Exercise instructions> Retype the complete listing exactly as it appears.

Material>
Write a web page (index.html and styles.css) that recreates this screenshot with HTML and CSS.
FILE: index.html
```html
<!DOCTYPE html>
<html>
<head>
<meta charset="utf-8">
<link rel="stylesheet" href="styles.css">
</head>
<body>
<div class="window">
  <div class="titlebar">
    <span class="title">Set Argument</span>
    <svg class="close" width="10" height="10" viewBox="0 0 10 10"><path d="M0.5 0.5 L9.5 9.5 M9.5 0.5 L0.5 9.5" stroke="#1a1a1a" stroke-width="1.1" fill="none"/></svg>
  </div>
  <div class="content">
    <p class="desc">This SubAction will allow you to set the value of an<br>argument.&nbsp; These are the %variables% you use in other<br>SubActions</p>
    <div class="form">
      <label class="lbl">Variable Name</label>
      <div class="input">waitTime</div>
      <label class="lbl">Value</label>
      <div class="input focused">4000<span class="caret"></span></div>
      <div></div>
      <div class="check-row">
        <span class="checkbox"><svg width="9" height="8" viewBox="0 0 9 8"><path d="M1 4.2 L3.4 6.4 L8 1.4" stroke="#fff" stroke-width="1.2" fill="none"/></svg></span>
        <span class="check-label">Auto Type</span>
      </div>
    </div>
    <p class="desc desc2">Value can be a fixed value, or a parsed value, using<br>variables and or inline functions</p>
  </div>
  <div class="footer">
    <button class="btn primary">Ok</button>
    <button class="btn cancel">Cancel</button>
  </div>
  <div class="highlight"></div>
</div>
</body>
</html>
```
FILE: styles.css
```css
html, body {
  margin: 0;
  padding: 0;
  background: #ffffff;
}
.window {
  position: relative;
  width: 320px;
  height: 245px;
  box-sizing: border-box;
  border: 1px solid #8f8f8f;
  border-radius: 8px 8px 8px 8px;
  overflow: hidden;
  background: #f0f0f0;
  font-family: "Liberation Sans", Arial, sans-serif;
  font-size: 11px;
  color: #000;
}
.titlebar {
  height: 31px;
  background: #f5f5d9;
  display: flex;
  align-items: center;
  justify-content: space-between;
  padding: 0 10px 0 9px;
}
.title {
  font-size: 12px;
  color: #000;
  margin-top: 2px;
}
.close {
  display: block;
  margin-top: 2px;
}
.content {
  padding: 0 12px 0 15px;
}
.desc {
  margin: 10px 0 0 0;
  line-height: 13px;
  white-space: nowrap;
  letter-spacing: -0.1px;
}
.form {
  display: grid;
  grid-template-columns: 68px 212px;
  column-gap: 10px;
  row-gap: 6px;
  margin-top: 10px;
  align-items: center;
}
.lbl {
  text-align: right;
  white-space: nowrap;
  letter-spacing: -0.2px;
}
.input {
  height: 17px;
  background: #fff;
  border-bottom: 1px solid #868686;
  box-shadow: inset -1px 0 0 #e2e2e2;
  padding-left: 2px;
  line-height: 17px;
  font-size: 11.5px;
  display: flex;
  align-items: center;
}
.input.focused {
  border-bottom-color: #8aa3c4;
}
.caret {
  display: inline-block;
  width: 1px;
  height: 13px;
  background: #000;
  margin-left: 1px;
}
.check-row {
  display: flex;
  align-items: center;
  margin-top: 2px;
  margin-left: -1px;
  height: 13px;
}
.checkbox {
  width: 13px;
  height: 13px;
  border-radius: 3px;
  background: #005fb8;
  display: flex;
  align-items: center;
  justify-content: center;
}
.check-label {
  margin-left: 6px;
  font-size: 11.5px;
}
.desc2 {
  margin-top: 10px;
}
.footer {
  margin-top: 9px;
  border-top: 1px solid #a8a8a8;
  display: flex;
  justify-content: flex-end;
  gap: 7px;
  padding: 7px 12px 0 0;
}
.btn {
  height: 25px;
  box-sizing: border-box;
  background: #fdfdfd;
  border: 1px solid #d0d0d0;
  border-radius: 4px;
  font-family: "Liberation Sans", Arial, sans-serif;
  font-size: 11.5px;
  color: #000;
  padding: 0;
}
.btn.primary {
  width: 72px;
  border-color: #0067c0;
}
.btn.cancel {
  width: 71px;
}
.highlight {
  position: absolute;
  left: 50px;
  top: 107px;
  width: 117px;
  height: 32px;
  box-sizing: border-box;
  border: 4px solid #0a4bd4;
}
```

Expected answer>
Write a web page (index.html and styles.css) that recreates this screenshot with HTML and CSS.
FILE: index.html
```html
<!DOCTYPE html>
<html>
<head>
<meta charset="utf-8">
<link rel="stylesheet" href="styles.css">
</head>
<body>
<div class="window">
  <div class="titlebar">
    <span class="title">Set Argument</span>
    <svg class="close" width="10" height="10" viewBox="0 0 10 10"><path d="M0.5 0.5 L9.5 9.5 M9.5 0.5 L0.5 9.5" stroke="#1a1a1a" stroke-width="1.1" fill="none"/></svg>
  </div>
  <div class="content">
    <p class="desc">This SubAction will allow you to set the value of an<br>argument.&nbsp; These are the %variables% you use in other<br>SubActions</p>
    <div class="form">
      <label class="lbl">Variable Name</label>
      <div class="input">waitTime</div>
      <label class="lbl">Value</label>
      <div class="input focused">4000<span class="caret"></span></div>
      <div></div>
      <div class="check-row">
        <span class="checkbox"><svg width="9" height="8" viewBox="0 0 9 8"><path d="M1 4.2 L3.4 6.4 L8 1.4" stroke="#fff" stroke-width="1.2" fill="none"/></svg></span>
        <span class="check-label">Auto Type</span>
      </div>
    </div>
    <p class="desc desc2">Value can be a fixed value, or a parsed value, using<br>variables and or inline functions</p>
  </div>
  <div class="footer">
    <button class="btn primary">Ok</button>
    <button class="btn cancel">Cancel</button>
  </div>
  <div class="highlight"></div>
</div>
</body>
</html>
```
FILE: styles.css
```css
html, body {
  margin: 0;
  padding: 0;
  background: #ffffff;
}
.window {
  position: relative;
  width: 320px;
  height: 245px;
  box-sizing: border-box;
  border: 1px solid #8f8f8f;
  border-radius: 8px 8px 8px 8px;
  overflow: hidden;
  background: #f0f0f0;
  font-family: "Liberation Sans", Arial, sans-serif;
  font-size: 11px;
  color: #000;
}
.titlebar {
  height: 31px;
  background: #f5f5d9;
  display: flex;
  align-items: center;
  justify-content: space-between;
  padding: 0 10px 0 9px;
}
.title {
  font-size: 12px;
  color: #000;
  margin-top: 2px;
}
.close {
  display: block;
  margin-top: 2px;
}
.content {
  padding: 0 12px 0 15px;
}
.desc {
  margin: 10px 0 0 0;
  line-height: 13px;
  white-space: nowrap;
  letter-spacing: -0.1px;
}
.form {
  display: grid;
  grid-template-columns: 68px 212px;
  column-gap: 10px;
  row-gap: 6px;
  margin-top: 10px;
  align-items: center;
}
.lbl {
  text-align: right;
  white-space: nowrap;
  letter-spacing: -0.2px;
}
.input {
  height: 17px;
  background: #fff;
  border-bottom: 1px solid #868686;
  box-shadow: inset -1px 0 0 #e2e2e2;
  padding-left: 2px;
  line-height: 17px;
  font-size: 11.5px;
  display: flex;
  align-items: center;
}
.input.focused {
  border-bottom-color: #8aa3c4;
}
.caret {
  display: inline-block;
  width: 1px;
  height: 13px;
  background: #000;
  margin-left: 1px;
}
.check-row {
  display: flex;
  align-items: center;
  margin-top: 2px;
  margin-left: -1px;
  height: 13px;
}
.checkbox {
  width: 13px;
  height: 13px;
  border-radius: 3px;
  background: #005fb8;
  display: flex;
  align-items: center;
  justify-content: center;
}
.check-label {
  margin-left: 6px;
  font-size: 11.5px;
}
.desc2 {
  margin-top: 10px;
}
.footer {
  margin-top: 9px;
  border-top: 1px solid #a8a8a8;
  display: flex;
  justify-content: flex-end;
  gap: 7px;
  padding: 7px 12px 0 0;
}
.btn {
  height: 25px;
  box-sizing: border-box;
  background: #fdfdfd;
  border: 1px solid #d0d0d0;
  border-radius: 4px;
  font-family: "Liberation Sans", Arial, sans-serif;
  font-size: 11.5px;
  color: #000;
  padding: 0;
}
.btn.primary {
  width: 72px;
  border-color: #0067c0;
}
.btn.cancel {
  width: 71px;
}
.highlight {
  position: absolute;
  left: 50px;
  top: 107px;
  width: 117px;
  height: 32px;
  box-sizing: border-box;
  border: 4px solid #0a4bd4;
}
```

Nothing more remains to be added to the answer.